— Provided material —
▼

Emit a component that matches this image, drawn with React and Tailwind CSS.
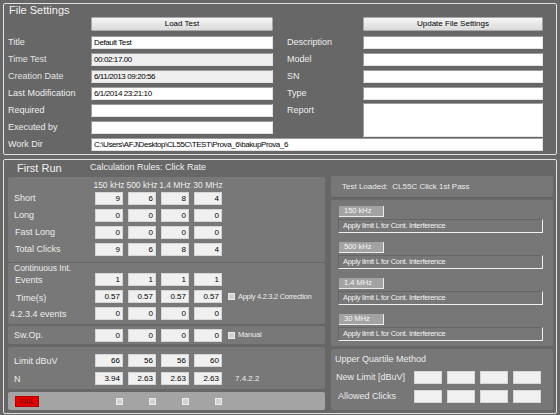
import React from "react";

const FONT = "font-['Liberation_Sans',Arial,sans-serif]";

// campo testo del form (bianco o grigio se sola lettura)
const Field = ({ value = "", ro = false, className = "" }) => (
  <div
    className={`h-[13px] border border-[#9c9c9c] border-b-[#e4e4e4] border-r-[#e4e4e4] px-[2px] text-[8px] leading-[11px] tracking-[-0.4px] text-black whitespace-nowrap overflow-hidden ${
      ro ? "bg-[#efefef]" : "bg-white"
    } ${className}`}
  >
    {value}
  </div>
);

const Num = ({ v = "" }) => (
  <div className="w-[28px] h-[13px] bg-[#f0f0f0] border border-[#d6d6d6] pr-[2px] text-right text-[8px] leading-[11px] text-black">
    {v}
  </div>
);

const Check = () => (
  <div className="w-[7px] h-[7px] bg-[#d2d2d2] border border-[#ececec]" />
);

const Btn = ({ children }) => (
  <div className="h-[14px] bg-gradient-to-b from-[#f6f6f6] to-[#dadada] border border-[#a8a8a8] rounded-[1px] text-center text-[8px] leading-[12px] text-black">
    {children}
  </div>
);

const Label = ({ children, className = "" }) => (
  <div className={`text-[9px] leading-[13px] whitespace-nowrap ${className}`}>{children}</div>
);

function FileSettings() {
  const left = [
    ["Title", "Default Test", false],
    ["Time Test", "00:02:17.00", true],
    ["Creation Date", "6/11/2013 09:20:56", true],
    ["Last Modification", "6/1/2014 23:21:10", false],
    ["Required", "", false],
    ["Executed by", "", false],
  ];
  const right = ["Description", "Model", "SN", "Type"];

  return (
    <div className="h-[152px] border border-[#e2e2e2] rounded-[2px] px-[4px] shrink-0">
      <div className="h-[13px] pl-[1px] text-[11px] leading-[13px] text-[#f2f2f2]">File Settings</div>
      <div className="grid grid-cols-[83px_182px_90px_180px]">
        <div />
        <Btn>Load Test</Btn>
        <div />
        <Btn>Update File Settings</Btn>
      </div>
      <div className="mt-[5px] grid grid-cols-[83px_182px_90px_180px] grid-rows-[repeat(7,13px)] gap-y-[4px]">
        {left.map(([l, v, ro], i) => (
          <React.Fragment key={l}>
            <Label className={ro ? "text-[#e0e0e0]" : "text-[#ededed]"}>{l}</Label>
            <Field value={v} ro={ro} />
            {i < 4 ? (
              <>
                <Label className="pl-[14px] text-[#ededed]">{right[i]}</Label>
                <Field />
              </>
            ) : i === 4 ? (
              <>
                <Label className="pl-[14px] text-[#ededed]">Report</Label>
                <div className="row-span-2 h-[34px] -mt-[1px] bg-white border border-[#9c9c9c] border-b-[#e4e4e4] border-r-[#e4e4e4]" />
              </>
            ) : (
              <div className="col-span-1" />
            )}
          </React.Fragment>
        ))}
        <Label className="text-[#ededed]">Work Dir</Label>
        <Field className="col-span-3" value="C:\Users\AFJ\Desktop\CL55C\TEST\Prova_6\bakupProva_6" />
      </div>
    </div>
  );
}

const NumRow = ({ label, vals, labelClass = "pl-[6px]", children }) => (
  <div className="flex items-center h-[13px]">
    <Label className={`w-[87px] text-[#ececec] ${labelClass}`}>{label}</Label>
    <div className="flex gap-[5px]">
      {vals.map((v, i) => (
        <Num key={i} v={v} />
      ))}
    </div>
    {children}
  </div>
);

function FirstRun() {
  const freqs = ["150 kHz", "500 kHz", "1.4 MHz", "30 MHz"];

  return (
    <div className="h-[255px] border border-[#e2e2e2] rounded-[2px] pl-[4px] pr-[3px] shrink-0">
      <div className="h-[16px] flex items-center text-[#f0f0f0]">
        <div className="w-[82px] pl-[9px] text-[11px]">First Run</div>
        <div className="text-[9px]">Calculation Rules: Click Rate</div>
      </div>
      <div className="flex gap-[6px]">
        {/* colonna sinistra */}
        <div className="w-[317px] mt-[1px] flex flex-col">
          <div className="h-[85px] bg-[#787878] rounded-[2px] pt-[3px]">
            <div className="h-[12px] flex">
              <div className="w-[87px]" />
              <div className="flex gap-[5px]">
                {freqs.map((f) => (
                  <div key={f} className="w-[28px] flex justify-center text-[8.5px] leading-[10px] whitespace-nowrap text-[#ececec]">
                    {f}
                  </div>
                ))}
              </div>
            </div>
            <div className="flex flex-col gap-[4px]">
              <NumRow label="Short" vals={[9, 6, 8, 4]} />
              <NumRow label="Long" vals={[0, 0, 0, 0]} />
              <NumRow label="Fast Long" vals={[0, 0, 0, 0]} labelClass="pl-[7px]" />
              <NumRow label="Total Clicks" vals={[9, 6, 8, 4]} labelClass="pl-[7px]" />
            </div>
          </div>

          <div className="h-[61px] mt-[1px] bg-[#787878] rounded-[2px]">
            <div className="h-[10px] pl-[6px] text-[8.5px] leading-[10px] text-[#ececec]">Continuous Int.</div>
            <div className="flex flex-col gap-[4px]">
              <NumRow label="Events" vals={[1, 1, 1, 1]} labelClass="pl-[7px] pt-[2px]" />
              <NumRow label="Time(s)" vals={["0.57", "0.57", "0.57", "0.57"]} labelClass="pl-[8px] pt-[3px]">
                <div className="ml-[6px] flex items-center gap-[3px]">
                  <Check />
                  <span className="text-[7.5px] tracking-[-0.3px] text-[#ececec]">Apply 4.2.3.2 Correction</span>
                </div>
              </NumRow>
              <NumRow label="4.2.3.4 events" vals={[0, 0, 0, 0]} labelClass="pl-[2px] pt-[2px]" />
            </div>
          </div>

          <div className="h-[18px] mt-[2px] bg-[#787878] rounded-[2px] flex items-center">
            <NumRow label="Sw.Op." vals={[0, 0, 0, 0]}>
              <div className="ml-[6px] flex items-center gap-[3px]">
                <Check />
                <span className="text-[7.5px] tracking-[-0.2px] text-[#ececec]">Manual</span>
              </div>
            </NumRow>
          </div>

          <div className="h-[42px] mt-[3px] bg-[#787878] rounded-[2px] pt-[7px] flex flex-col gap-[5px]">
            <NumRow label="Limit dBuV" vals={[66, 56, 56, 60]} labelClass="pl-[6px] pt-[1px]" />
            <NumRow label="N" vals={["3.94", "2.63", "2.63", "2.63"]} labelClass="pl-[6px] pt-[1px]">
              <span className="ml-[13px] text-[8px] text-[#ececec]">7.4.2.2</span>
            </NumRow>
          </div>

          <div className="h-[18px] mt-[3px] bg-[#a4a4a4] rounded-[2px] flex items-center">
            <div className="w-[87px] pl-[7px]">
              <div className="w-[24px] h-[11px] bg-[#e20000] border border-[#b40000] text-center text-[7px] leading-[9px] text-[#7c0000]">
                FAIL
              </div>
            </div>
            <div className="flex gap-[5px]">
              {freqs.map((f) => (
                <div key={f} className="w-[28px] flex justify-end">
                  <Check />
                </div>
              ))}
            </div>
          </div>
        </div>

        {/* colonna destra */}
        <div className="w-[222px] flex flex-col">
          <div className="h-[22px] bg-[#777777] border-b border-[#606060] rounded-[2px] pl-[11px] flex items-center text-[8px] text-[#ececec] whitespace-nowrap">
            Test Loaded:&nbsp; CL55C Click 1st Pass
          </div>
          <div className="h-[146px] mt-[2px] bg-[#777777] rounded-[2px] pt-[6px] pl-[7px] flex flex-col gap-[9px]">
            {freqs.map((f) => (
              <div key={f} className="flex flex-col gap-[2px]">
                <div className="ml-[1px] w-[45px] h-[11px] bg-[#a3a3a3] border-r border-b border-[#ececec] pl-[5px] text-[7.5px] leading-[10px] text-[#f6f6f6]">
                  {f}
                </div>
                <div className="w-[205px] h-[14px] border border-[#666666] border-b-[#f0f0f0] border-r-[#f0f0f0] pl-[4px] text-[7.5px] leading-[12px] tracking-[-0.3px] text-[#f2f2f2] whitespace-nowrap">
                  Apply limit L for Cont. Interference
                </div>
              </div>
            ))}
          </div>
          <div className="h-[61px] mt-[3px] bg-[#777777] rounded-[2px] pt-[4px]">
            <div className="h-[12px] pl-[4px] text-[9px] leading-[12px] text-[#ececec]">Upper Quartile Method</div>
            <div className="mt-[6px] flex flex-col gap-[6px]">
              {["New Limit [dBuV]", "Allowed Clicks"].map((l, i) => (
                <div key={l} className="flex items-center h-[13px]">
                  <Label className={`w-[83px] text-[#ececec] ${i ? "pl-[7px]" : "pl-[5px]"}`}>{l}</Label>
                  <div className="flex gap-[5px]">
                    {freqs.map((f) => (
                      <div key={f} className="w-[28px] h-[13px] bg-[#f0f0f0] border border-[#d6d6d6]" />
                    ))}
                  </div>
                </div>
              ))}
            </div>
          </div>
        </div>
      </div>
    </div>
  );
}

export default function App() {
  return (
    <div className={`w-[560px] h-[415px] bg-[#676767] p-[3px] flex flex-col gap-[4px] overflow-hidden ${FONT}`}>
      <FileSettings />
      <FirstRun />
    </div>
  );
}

▲

— Objective —
Of the lines in this listing, report how many contain the string "React", and give the number only.

— Solution to this problem —
4